Quote every line as given.

Given information:
########################################

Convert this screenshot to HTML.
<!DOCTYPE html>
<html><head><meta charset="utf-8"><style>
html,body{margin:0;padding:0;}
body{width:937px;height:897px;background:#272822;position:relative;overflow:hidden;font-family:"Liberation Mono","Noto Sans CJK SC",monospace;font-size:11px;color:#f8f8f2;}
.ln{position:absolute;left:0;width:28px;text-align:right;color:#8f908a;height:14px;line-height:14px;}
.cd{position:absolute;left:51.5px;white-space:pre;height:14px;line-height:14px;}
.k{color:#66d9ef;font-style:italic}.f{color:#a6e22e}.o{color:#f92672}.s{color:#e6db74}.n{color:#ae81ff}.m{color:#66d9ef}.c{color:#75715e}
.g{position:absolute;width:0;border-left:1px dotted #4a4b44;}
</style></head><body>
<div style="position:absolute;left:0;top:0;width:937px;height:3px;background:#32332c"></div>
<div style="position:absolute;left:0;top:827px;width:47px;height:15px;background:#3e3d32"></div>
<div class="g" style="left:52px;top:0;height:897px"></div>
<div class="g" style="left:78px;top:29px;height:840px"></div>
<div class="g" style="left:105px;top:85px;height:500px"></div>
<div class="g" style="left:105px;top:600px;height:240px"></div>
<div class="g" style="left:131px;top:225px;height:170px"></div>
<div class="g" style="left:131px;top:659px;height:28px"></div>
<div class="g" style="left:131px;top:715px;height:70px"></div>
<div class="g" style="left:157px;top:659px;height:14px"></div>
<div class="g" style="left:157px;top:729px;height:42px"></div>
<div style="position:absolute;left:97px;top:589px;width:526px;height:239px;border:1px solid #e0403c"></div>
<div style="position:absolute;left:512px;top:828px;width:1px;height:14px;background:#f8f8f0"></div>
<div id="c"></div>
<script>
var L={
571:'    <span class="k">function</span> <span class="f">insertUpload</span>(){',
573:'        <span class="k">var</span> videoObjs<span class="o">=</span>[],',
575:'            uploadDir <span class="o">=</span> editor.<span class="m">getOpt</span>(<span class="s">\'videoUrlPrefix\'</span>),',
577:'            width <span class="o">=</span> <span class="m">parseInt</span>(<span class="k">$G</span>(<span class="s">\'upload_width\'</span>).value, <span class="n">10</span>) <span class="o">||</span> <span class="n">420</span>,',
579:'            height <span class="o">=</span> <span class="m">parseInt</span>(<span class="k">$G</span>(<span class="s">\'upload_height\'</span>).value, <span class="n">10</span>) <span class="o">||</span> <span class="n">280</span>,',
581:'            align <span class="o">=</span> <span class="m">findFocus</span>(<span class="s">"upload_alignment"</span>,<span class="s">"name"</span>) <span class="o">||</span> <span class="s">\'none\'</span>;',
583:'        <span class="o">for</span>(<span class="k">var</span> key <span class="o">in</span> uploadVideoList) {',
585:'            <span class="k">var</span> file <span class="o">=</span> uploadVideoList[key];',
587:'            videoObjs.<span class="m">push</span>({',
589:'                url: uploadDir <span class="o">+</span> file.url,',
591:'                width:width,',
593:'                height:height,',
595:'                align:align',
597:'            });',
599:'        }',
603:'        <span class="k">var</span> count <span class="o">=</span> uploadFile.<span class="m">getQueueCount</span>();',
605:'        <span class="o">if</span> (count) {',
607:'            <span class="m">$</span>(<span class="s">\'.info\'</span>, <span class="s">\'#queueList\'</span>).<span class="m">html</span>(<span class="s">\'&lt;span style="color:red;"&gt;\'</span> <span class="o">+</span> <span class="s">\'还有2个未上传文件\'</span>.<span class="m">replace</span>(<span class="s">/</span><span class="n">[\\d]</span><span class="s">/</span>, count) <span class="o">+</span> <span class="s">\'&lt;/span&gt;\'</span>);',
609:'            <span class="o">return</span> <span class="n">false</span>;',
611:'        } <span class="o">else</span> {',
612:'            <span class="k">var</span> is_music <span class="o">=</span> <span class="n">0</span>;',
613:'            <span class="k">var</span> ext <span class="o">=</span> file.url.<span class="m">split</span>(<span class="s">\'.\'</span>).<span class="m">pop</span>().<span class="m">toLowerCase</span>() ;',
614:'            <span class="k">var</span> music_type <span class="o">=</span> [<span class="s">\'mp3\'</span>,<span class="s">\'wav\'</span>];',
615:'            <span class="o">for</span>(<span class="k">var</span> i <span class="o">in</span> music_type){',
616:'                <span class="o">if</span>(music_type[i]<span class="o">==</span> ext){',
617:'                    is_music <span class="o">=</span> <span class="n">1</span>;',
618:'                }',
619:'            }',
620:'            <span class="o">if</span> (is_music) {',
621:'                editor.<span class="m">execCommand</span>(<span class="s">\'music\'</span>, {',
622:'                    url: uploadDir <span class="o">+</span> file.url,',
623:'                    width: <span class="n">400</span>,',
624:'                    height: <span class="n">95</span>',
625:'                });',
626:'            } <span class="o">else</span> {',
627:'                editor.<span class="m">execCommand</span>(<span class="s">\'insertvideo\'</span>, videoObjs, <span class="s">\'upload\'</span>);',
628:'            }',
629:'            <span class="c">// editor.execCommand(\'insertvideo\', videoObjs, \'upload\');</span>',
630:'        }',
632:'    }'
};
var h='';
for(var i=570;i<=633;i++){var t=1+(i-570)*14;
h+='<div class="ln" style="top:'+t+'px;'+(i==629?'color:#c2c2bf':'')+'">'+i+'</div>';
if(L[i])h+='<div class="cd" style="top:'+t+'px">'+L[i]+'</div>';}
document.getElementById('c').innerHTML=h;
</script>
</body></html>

########################################

Result of this task:
Convert this screenshot to HTML.
<!DOCTYPE html>
<html><head><meta charset="utf-8"><style>
html,body{margin:0;padding:0;}
body{width:937px;height:897px;background:#272822;position:relative;overflow:hidden;font-family:"Liberation Mono","Noto Sans CJK SC",monospace;font-size:11px;color:#f8f8f2;}
.ln{position:absolute;left:0;width:28px;text-align:right;color:#8f908a;height:14px;line-height:14px;}
.cd{position:absolute;left:51.5px;white-space:pre;height:14px;line-height:14px;}
.k{color:#66d9ef;font-style:italic}.f{color:#a6e22e}.o{color:#f92672}.s{color:#e6db74}.n{color:#ae81ff}.m{color:#66d9ef}.c{color:#75715e}
.g{position:absolute;width:0;border-left:1px dotted #4a4b44;}
</style></head><body>
<div style="position:absolute;left:0;top:0;width:937px;height:3px;background:#32332c"></div>
<div style="position:absolute;left:0;top:827px;width:47px;height:15px;background:#3e3d32"></div>
<div class="g" style="left:52px;top:0;height:897px"></div>
<div class="g" style="left:78px;top:29px;height:840px"></div>
<div class="g" style="left:105px;top:85px;height:500px"></div>
<div class="g" style="left:105px;top:600px;height:240px"></div>
<div class="g" style="left:131px;top:225px;height:170px"></div>
<div class="g" style="left:131px;top:659px;height:28px"></div>
<div class="g" style="left:131px;top:715px;height:70px"></div>
<div class="g" style="left:157px;top:659px;height:14px"></div>
<div class="g" style="left:157px;top:729px;height:42px"></div>
<div style="position:absolute;left:97px;top:589px;width:526px;height:239px;border:1px solid #e0403c"></div>
<div style="position:absolute;left:512px;top:828px;width:1px;height:14px;background:#f8f8f0"></div>
<div id="c"></div>
<script>
var L={
571:'    <span class="k">function</span> <span class="f">insertUpload</span>(){',
573:'        <span class="k">var</span> videoObjs<span class="o">=</span>[],',
575:'            uploadDir <span class="o">=</span> editor.<span class="m">getOpt</span>(<span class="s">\'videoUrlPrefix\'</span>),',
577:'            width <span class="o">=</span> <span class="m">parseInt</span>(<span class="k">$G</span>(<span class="s">\'upload_width\'</span>).value, <span class="n">10</span>) <span class="o">||</span> <span class="n">420</span>,',
579:'            height <span class="o">=</span> <span class="m">parseInt</span>(<span class="k">$G</span>(<span class="s">\'upload_height\'</span>).value, <span class="n">10</span>) <span class="o">||</span> <span class="n">280</span>,',
581:'            align <span class="o">=</span> <span class="m">findFocus</span>(<span class="s">"upload_alignment"</span>,<span class="s">"name"</span>) <span class="o">||</span> <span class="s">\'none\'</span>;',
583:'        <span class="o">for</span>(<span class="k">var</span> key <span class="o">in</span> uploadVideoList) {',
585:'            <span class="k">var</span> file <span class="o">=</span> uploadVideoList[key];',
587:'            videoObjs.<span class="m">push</span>({',
589:'                url: uploadDir <span class="o">+</span> file.url,',
591:'                width:width,',
593:'                height:height,',
595:'                align:align',
597:'            });',
599:'        }',
603:'        <span class="k">var</span> count <span class="o">=</span> uploadFile.<span class="m">getQueueCount</span>();',
605:'        <span class="o">if</span> (count) {',
607:'            <span class="m">$</span>(<span class="s">\'.info\'</span>, <span class="s">\'#queueList\'</span>).<span class="m">html</span>(<span class="s">\'&lt;span style="color:red;"&gt;\'</span> <span class="o">+</span> <span class="s">\'还有2个未上传文件\'</span>.<span class="m">replace</span>(<span class="s">/</span><span class="n">[\\d]</span><span class="s">/</span>, count) <span class="o">+</span> <span class="s">\'&lt;/span&gt;\'</span>);',
609:'            <span class="o">return</span> <span class="n">false</span>;',
611:'        } <span class="o">else</span> {',
612:'            <span class="k">var</span> is_music <span class="o">=</span> <span class="n">0</span>;',
613:'            <span class="k">var</span> ext <span class="o">=</span> file.url.<span class="m">split</span>(<span class="s">\'.\'</span>).<span class="m">pop</span>().<span class="m">toLowerCase</span>() ;',
614:'            <span class="k">var</span> music_type <span class="o">=</span> [<span class="s">\'mp3\'</span>,<span class="s">\'wav\'</span>];',
615:'            <span class="o">for</span>(<span class="k">var</span> i <span class="o">in</span> music_type){',
616:'                <span class="o">if</span>(music_type[i]<span class="o">==</span> ext){',
617:'                    is_music <span class="o">=</span> <span class="n">1</span>;',
618:'                }',
619:'            }',
620:'            <span class="o">if</span> (is_music) {',
621:'                editor.<span class="m">execCommand</span>(<span class="s">\'music\'</span>, {',
622:'                    url: uploadDir <span class="o">+</span> file.url,',
623:'                    width: <span class="n">400</span>,',
624:'                    height: <span class="n">95</span>',
625:'                });',
626:'            } <span class="o">else</span> {',
627:'                editor.<span class="m">execCommand</span>(<span class="s">\'insertvideo\'</span>, videoObjs, <span class="s">\'upload\'</span>);',
628:'            }',
629:'            <span class="c">// editor.execCommand(\'insertvideo\', videoObjs, \'upload\');</span>',
630:'        }',
632:'    }'
};
var h='';
for(var i=570;i<=633;i++){var t=1+(i-570)*14;
h+='<div class="ln" style="top:'+t+'px;'+(i==629?'color:#c2c2bf':'')+'">'+i+'</div>';
if(L[i])h+='<div class="cd" style="top:'+t+'px">'+L[i]+'</div>';}
document.getElementById('c').innerHTML=h;
</script>
</body></html>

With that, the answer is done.